Between 2004 and 2013, Thailand’s economic growth potential averaged 3.8%, while the actual gross domestic product (GDP) grew at an average of 4% per year. Growth potential dipped to 2.7% between 2014 and 2023, and GDP growth similarly slowed to 2.8% a year.
Mr Sethaput said that while Thailand’s economy is recovering from the disruptions brought on by the pandemic, it is recovering at a much slower rate compared to its regional peers.
The slower recovery is largely due to the nation’s heavy reliance on tourism, which has been slower to rebound than other industries.
Furthermore, various structural issues, particularly in the manufacturing sector, as well as high levels of household debt, are dampening economic growth, he told a news conference on Thursday.
“Structural reforms are necessary to enhance Thailand’s economic potential, especially in the long run,” he said.
While he acknowledged that the economy is gradually recovering, Mr Sethaput said many households are still grappling with rising inflation.
Prices of fuel and fresh foods, in particular, have continued to rise, with gasohol 95, vegetable oil, and eggs increasing by 40%, 32.5% and 25%, respectively, over the past five years, according to the central bank.
“An economic growth potential rate of just 3% will not be sufficient to cover these increases,” the BoT governor said.
A survey carried out by the central bank found that incomes for employees in the non-farming sector and freelance workers increased by 8.9% and 9.2%, respectively, in the first quarter of this year — but the consumer price index rose by 7.15% in the same period.
He said the government’s 500-billion-baht digital wallet scheme may help stimulate the economy in the short term, but it will not strengthen Thailand’s economic potential in the long run.
The economy grew by a better-than-expected 1.5% in the first quarter on this year, but the pace slowed from 1.7% in the previous quarter.
The BoT projects GDP will expand by 2.6% this year and 3% next year. Last year’s expansion of 1.9% lagged regional peers.
The government has been pressing the central bank to lower its policy interest rate of 2.5% to spur the economy, but Mr Sethaput said the BoT must take into account the future economic outlook, rather than simply basing the decision on available data.
Product prices remain high despite lower inflation, he said.
The official Consumer Price Index in May rose by 1.54% from a year earlier, the highest in 13 months, and is expected to continue gaining slowly in June.
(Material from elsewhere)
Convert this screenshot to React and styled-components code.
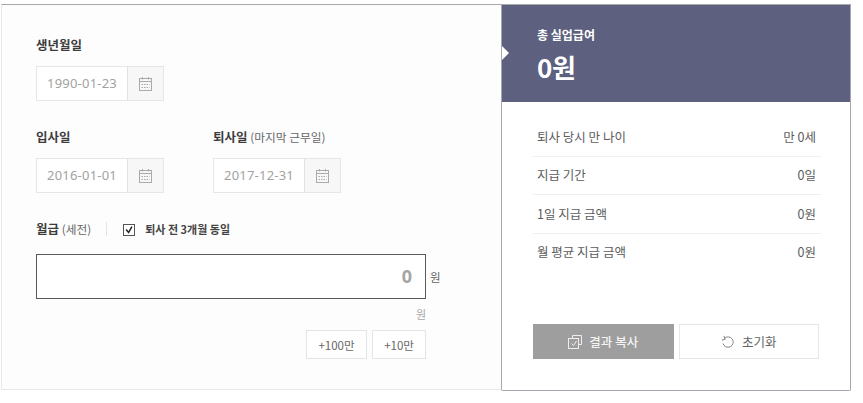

The index rose by 0.6% in April.
“The current interest rate is still suitable for the economic recovery and allows inflation expectations to remain anchored within the target,” Mr Sethaput said.
Therefore, the BoT’s Monetary Policy Committee (MPC) has decided to maintain a steady policy rate. Should there be changes in the economic outlook, the central bank is prepared to adjust the rate accordingly, he said.
The next rate review meeting of the MPC is scheduled for Aug 21.